Retype exactly the lines from the first one through the line with "mt-[2px] h-9 w-px", including both ends; skip any pictures.

— START Information supplied —

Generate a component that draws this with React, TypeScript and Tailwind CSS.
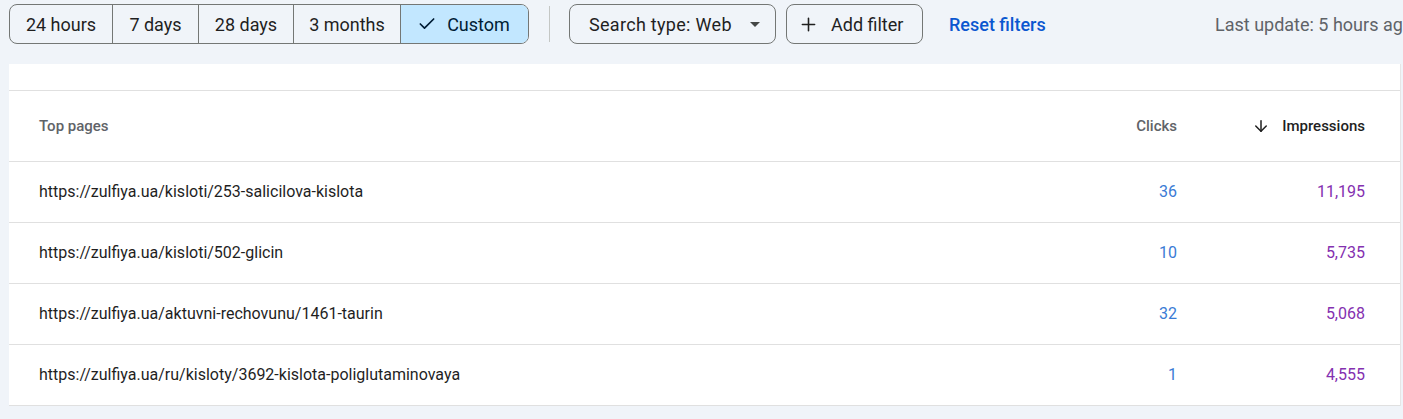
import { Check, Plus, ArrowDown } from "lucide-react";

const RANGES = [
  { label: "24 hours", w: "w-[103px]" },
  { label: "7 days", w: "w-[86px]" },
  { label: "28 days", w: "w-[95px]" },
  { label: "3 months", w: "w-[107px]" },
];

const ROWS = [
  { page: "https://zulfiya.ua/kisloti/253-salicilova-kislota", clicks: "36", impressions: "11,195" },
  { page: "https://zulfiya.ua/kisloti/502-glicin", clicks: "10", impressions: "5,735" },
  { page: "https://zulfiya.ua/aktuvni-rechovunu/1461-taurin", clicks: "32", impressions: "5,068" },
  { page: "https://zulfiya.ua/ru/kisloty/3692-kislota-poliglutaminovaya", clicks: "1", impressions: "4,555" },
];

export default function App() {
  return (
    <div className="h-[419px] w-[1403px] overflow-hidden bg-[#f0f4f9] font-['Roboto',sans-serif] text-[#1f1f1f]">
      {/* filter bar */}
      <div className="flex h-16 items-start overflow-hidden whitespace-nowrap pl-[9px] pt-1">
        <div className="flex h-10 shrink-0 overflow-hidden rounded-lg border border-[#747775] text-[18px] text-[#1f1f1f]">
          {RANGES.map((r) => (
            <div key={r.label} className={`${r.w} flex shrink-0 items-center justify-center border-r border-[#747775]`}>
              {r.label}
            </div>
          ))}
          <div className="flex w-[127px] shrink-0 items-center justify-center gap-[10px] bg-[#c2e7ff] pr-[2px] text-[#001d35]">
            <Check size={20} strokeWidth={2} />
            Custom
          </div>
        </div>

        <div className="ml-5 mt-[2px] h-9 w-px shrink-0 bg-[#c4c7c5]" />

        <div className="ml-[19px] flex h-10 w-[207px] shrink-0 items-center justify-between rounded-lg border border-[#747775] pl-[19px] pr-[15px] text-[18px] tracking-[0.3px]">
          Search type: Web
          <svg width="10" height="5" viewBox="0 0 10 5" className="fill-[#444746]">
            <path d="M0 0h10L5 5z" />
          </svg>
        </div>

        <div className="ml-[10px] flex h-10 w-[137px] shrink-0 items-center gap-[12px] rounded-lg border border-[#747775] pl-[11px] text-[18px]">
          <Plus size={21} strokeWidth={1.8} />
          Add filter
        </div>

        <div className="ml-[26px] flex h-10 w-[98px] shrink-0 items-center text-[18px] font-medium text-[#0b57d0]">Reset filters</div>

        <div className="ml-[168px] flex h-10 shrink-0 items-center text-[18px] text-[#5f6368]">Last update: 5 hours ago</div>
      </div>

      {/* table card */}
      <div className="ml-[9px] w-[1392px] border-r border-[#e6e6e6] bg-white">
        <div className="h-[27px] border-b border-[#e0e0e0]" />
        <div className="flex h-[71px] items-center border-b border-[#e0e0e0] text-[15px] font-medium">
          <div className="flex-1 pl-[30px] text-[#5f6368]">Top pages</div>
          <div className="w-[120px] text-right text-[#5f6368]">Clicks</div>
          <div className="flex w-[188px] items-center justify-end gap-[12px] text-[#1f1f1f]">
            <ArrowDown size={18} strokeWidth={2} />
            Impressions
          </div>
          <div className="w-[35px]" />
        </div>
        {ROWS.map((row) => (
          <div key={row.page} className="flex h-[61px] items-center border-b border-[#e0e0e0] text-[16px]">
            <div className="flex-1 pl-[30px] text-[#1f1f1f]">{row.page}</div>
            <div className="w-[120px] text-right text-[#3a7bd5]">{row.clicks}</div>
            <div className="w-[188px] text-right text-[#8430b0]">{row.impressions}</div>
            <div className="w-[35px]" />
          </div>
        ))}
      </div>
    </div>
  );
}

— END Information supplied —

● **Response to the task**
Generate a component that draws this with React, TypeScript and Tailwind CSS.
import { Check, Plus, ArrowDown } from "lucide-react";

const RANGES = [
  { label: "24 hours", w: "w-[103px]" },
  { label: "7 days", w: "w-[86px]" },
  { label: "28 days", w: "w-[95px]" },
  { label: "3 months", w: "w-[107px]" },
];

const ROWS = [
  { page: "https://zulfiya.ua/kisloti/253-salicilova-kislota", clicks: "36", impressions: "11,195" },
  { page: "https://zulfiya.ua/kisloti/502-glicin", clicks: "10", impressions: "5,735" },
  { page: "https://zulfiya.ua/aktuvni-rechovunu/1461-taurin", clicks: "32", impressions: "5,068" },
  { page: "https://zulfiya.ua/ru/kisloty/3692-kislota-poliglutaminovaya", clicks: "1", impressions: "4,555" },
];

export default function App() {
  return (
    <div className="h-[419px] w-[1403px] overflow-hidden bg-[#f0f4f9] font-['Roboto',sans-serif] text-[#1f1f1f]">
      {/* filter bar */}
      <div className="flex h-16 items-start overflow-hidden whitespace-nowrap pl-[9px] pt-1">
        <div className="flex h-10 shrink-0 overflow-hidden rounded-lg border border-[#747775] text-[18px] text-[#1f1f1f]">
          {RANGES.map((r) => (
            <div key={r.label} className={`${r.w} flex shrink-0 items-center justify-center border-r border-[#747775]`}>
              {r.label}
            </div>
          ))}
          <div className="flex w-[127px] shrink-0 items-center justify-center gap-[10px] bg-[#c2e7ff] pr-[2px] text-[#001d35]">
            <Check size={20} strokeWidth={2} />
            Custom
          </div>
        </div>

        <div className="ml-5 mt-[2px] h-9 w-px shrink-0 bg-[#c4c7c5]" />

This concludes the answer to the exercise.